Gabriela Rollemberg, advogada, cientista política e cofundadora da Academia Brasileira de Direito Eleitoral e Político (Abradep), concorda com o colega. E ela defende que o texto do projeto conflita com o inciso XIV do artigo 22 da LC 64/1.990, que prevê a decretação de inelegibilidade, além da cassação do registro ou diploma, do candidato beneficiado por abuso de poder.
“Nesse ponto, acredito que a redação não está adequada ao processo constitucional eleitoral, considerando o sistema eleitoral em si, que não pode ser analisado em tiras, mas de uma forma sistêmica”, comentou a advogada. Ela reforça a ideia de que o novo texto (desde que aprovado como está) abrirá espaço para o questionamento da inelegibilidade de Bolsonaro: “Gera um constrangimento, tendo em vista que é uma decisão da Justiça Eleitoral, e não faz sentido que ela não surta efeitos”.
Já Fernando Neisser, também confudador da Abradep e professor de Direito Eleitoral da Fundação Getulio Vargas, entende que o texto não afetaria a condição do ex-presidente, uma vez que o voto do ministro Benedito deixou claro que se trata de um caso de cassação, que só não se consumou porque Bolsonaro não foi reeleito.

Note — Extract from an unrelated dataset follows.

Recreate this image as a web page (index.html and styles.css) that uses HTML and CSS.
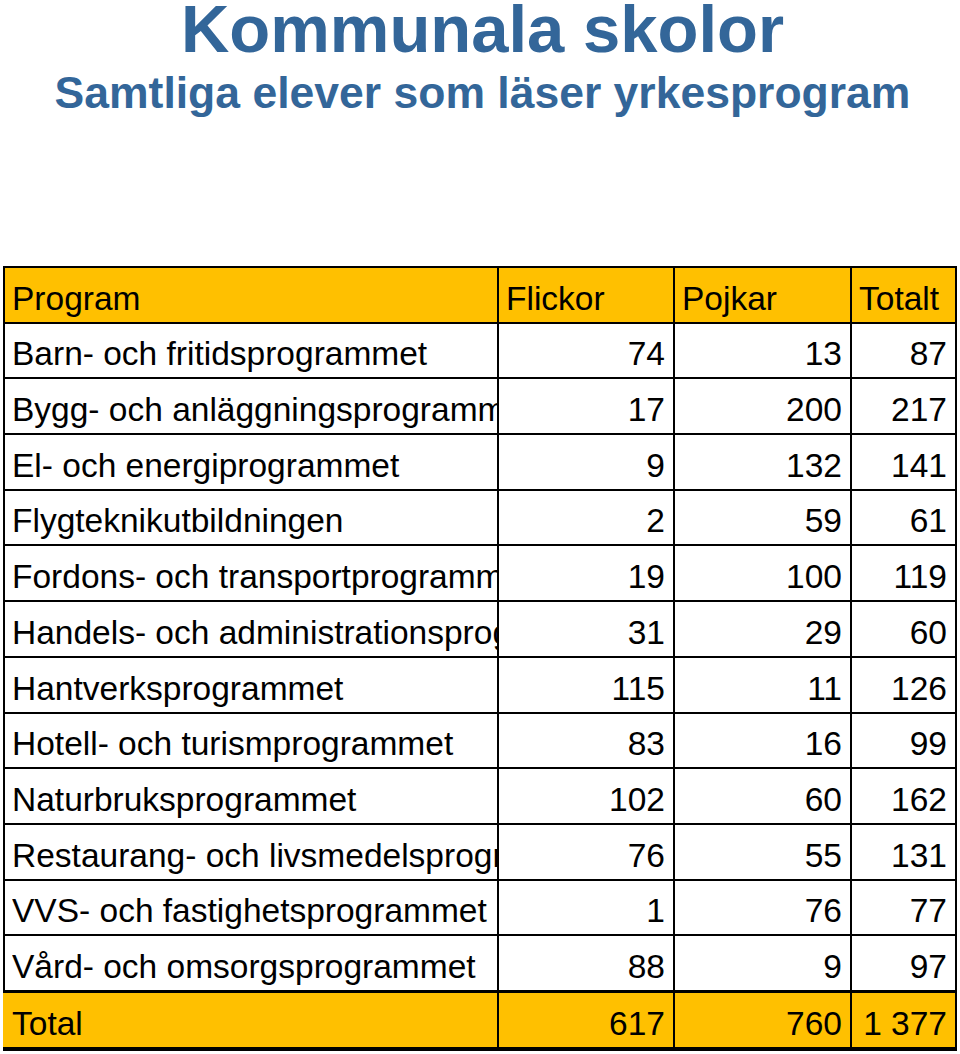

“Aqui a mudança é para tratar de situações em que a pessoa tenha respondido por abuso e conduta vedada, e a corte tenha entendido que o fato não era tão grave para cassar e só tenha aplicado a multa da conduta vedada. E, nesse caso, de fato, não faz sentido imaginar que aquilo deva deixar inelegível se não foi grave nem para cassar um registro de candidatura. Então, me parece que só se corrigiu um defeito (na lei).”
Arthur Rollo também acredita que a proposta legislativa não abre margem para a contestação da condição de inelegível de Bolsonaro, uma vez que a gravidade do caso do ex-presidente se mantém.
“Hoje a única pena do artigo 22 é a cassação. Não cabe multa. Se é grave, cassa. Se não é, se julga improcedente. Essa mudança, na prática, já acontece nos julgamentos. O ideal seria modificar para permitir a multa nos casos menos graves, porque, às vezes, não cabe cassação, mas caberia multa. Hoje, nesses casos, não há pena alguma.” As informações são do site de notícias Consultor Jurídico.